After nearly 10 years of failure, his team was able to build a functioning electric car, the Model S. Though overpriced and behind schedule, the car was a moderate success. But once again, this wasn't enough for Musk. From his beautiful mind came the idea of robot cars. He decided that TESLAs should have artificial intelligence and drive themselves, and he ordered his team to make it happen. Again, disaster followed. When he unleashed his robot cars on the world, reports of deadly accidents became commonplace. Cars were destroyed, lives were lost—but his dream lived on. Now, finally, we are seeing the results of his ambition. By the day, TESLAs are becoming more intelligent and proficient at driving themselves, and TESLA's valuation is skyrocketing.

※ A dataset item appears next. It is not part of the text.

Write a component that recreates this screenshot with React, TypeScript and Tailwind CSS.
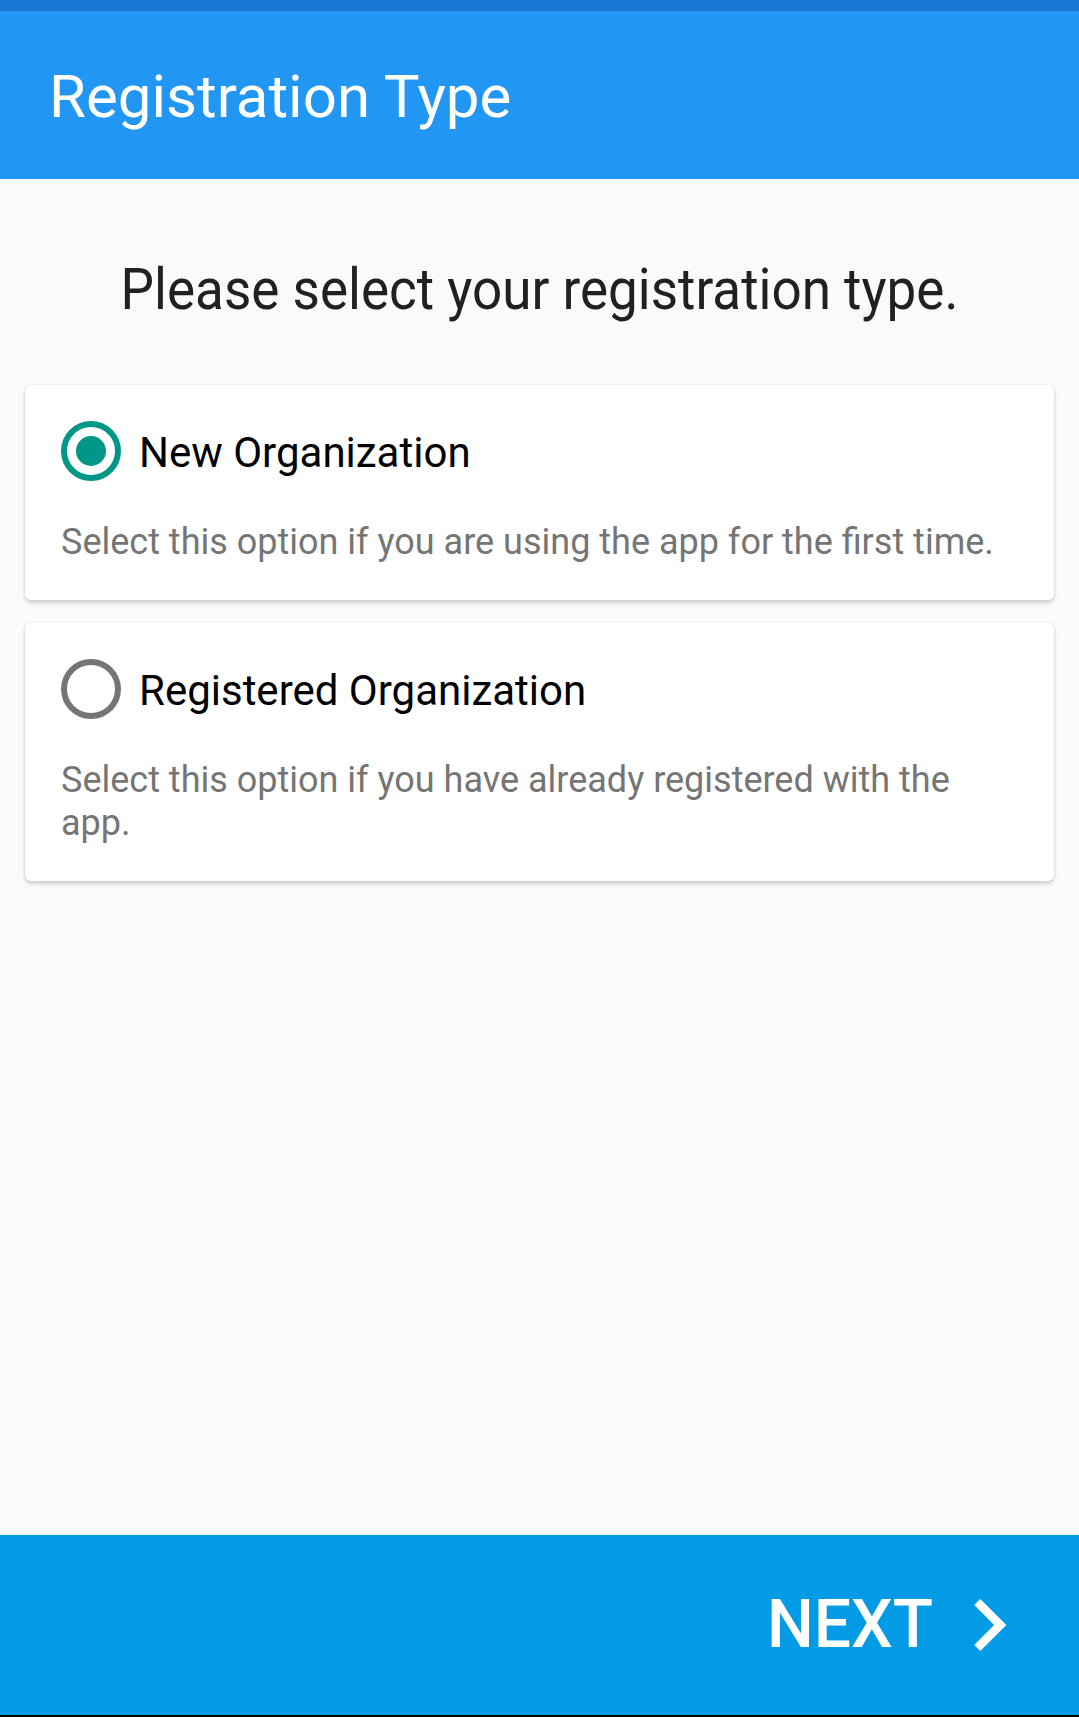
import React, { useState } from 'react';

const options = [
  {
    id: 'new',
    title: 'New Organization',
    desc: 'Select this option if you are using the app for the first time.',
  },
  {
    id: 'registered',
    title: 'Registered Organization',
    desc: 'Select this option if you have already registered with the app.',
  },
];

const Radio: React.FC<{ checked: boolean }> = ({ checked }) => (
  <div
    className={`w-[60px] h-[60px] rounded-full border-[6px] flex items-center justify-center shrink-0 ${
      checked ? 'border-[#009688]' : 'border-[#757575]'
    }`}
  >
    {checked && <div className="w-[30px] h-[30px] rounded-full bg-[#009688]" />}
  </div>
);

export default function App() {
  const [selected, setSelected] = useState('new');

  return (
    <div className="h-[1717px] flex flex-col bg-[#fafafa] font-['Roboto',sans-serif]">
      {/* status bar strip */}
      <div className="h-[11px] bg-[#1976d2]" />

      <header className="h-[168px] bg-[#2196f3] flex items-center pl-[49px] pt-1">
        <h1 className="text-white text-[60px] font-normal">Registration Type</h1>
      </header>

      <main className="flex-1 px-[25px]">
        {/* condensed face isn't installed, so squeeze Roboto */}
        <h2 className="mt-[81px] mb-[67px] text-center text-[58px] leading-none text-[#212121] scale-x-[0.914]">
          Please select your registration type.
        </h2>

        <div className="flex flex-col gap-[23px]">
          {options.map((o) => (
            <div
              key={o.id}
              onClick={() => setSelected(o.id)}
              className="bg-white rounded-[6px] p-9 shadow-[0_3px_4px_rgba(0,0,0,0.16),0_0_3px_rgba(0,0,0,0.08)] cursor-pointer"
            >
              <div className="flex items-center gap-[18px] h-[60px]">
                <Radio checked={selected === o.id} />
                <span className="text-[42px] h-[60px] leading-[64px] text-black">{o.title}</span>
              </div>
              <p className="mt-[40px] text-[36px] leading-[43px] text-[#757575]">{o.desc}</p>
            </div>
          ))}
        </div>
      </main>

      <footer className="h-[180px] bg-[#039be5] flex items-center justify-end pr-[38px]">
        <button className="flex items-center text-white">
          <span className="text-[66px] font-medium leading-none">NEXT</span>
          <svg viewBox="0 0 24 24" className="w-[104px] h-[104px] ml-1" fill="currentColor">
            <path d="M10 6L8.59 7.41 13.17 12l-4.58 4.59L10 18l6-6z" />
          </svg>
        </button>
      </footer>
      <div className="h-[2px] bg-black" />
    </div>
  );
}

Musk's story is not the usual Silicon Valley success story. It's not the story of a tech genius with realistic ambitions and a record of successes. But that's precisely why Musk is special. Musk is a symbol of hope to every dreamer who isn't clever enough to earn a Stanford degree or competent enough to get hired by a tech company. Musk is the Simple Jack of Silicon Valley, a childlike optimist who teaches us that a lack of intelligence and education should never stand in the way of our dreams.